Input-to-State Stability and H∞ Performance for Stochastic Control Systems with Piece wise Constant Arguments

This paper addresses stochastic control system of differential equations with piecewise constant arguments (SEPCA ). The piecewise constant arguments are of delay type. The system is viewed as a hybrid (or particularly switched) system . This approach motivates the applicability of the classical theory of ordinary differential equations, but not of functional differential equations, and the design of a switching law. The main theme of this work is to establish the problems of input-to-state stabilization (ISS ), and H ∞ performance for a class of an uncertain control SEPCA. To analyze these result, a common Lyapunov function together with the techniques of differential inequalities and Razumikhin condition is used. A numerical example with simulations is presented to clarify the validity of the proposed theoretical approaches.

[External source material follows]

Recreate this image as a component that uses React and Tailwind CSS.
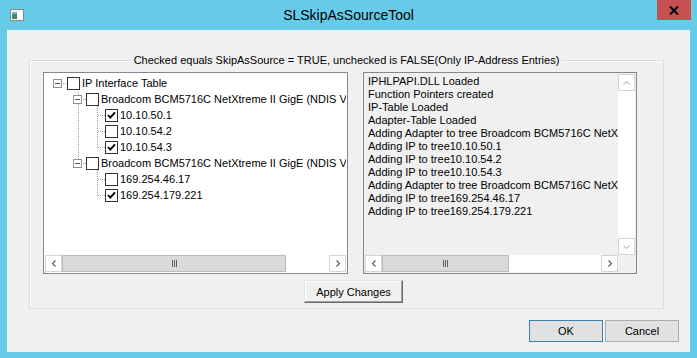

Stability Properties of Switched Singular Systems Subject to Impulsive Effects

This paper addresses impulsive switched singular systems with nonlinear perturbation term. The main theme is to establish exponential stability of the systems where the impulses are of fixed time type and treated as perturbation. We first establish the exponential stability of a single-mode impulsive systems using the Lyapunov method . We have observed that if the underlying continuous system is stable and the impulses are applied slowly, then it is guaranteed that the impulsive system maintains the stability property. Later, a switched system with impulsive effects is considered. The method of multiple Lyapunov function and average dwell time switching signal are used. We have noticed that if all subsystems are exponentially stable and the average dwell time is sufficiently large, then the impulsive switched system is exponentially stable. Numerical examples with simulations are given to illustrate the effectiveness of the proposed theoretical results.